#### DATA EXTRACT
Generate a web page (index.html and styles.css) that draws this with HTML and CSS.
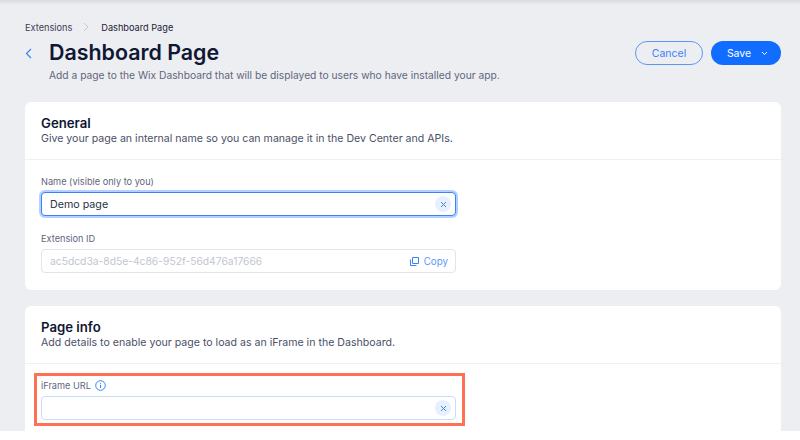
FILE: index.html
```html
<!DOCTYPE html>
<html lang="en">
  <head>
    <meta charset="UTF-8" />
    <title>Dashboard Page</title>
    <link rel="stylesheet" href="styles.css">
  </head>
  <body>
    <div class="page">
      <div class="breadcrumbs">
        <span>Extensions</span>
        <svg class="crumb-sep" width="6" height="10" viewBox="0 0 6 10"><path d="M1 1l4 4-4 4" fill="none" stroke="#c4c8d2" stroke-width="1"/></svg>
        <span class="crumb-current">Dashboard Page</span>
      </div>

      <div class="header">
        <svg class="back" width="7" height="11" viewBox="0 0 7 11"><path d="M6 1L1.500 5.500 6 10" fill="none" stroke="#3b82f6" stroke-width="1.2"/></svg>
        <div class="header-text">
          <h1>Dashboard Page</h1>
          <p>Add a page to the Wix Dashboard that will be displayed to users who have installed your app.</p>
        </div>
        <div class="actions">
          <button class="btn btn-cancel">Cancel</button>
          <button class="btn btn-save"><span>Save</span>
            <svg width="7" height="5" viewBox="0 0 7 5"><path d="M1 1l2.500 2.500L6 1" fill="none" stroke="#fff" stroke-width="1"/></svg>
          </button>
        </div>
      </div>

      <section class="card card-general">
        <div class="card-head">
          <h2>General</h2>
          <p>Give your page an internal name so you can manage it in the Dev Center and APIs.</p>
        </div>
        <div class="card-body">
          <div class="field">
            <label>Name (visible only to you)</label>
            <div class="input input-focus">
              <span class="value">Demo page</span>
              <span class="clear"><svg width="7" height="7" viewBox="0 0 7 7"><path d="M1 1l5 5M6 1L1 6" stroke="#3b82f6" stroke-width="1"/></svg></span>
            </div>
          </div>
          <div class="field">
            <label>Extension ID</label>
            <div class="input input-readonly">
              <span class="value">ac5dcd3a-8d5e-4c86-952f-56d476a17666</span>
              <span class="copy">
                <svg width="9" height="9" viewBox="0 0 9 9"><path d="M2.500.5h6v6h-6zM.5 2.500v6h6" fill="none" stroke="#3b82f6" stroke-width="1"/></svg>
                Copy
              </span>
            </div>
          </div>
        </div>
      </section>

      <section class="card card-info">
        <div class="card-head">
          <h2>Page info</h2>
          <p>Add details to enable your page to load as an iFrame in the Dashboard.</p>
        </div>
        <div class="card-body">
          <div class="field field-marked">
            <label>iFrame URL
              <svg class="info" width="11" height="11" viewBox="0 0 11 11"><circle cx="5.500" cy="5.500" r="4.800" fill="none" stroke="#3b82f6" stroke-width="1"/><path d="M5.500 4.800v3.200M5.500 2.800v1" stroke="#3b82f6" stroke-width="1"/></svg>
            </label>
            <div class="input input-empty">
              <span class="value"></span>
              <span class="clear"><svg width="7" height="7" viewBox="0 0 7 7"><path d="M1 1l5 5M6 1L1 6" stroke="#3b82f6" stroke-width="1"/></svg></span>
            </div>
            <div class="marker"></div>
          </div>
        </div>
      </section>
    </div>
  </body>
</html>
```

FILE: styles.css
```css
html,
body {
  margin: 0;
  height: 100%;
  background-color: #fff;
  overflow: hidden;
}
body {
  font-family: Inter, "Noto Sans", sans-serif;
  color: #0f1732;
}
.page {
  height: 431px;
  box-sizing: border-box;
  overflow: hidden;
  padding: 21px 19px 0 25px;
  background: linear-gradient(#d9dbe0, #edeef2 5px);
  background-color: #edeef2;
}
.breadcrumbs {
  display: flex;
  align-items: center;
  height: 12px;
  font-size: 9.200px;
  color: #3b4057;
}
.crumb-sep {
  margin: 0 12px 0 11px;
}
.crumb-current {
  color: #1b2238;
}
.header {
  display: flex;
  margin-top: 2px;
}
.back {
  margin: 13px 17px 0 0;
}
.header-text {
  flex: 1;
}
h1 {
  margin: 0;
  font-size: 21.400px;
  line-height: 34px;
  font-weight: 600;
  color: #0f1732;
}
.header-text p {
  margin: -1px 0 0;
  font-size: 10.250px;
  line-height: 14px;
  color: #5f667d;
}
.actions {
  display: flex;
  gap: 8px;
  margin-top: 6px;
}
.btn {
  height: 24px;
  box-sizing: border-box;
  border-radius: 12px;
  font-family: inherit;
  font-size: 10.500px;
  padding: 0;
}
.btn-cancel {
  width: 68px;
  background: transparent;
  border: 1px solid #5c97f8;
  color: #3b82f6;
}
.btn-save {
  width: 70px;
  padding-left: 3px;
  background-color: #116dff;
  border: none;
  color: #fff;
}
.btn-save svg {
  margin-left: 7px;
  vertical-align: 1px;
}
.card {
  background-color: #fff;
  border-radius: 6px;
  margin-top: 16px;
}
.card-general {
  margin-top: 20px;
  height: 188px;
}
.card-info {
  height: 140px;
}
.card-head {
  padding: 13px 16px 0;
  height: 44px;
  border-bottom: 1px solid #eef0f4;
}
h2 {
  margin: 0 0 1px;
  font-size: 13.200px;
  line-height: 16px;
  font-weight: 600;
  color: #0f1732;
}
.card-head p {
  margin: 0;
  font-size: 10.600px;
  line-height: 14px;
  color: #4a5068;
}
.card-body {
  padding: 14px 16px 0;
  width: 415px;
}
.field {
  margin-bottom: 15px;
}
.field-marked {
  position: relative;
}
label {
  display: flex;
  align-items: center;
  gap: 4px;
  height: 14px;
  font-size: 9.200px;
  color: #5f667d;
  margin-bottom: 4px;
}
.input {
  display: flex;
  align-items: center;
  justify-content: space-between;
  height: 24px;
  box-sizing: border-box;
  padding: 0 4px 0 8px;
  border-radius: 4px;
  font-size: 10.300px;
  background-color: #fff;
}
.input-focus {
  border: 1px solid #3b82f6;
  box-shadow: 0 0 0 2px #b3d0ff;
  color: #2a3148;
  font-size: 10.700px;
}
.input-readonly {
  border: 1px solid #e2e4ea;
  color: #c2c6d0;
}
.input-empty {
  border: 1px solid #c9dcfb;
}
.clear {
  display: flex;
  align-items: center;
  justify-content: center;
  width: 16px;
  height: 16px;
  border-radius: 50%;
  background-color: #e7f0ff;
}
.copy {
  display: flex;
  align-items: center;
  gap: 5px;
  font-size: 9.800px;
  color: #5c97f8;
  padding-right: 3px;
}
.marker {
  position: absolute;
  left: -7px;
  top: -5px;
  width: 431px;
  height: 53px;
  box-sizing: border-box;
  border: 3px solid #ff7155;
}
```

#### SHORT EXERCISE
Check each line above for the string "index", then copy the ones that have it.

#### COMPLETED EXERCISE
Generate a web page (index.html and styles.css) that draws this with HTML and CSS.
FILE: index.html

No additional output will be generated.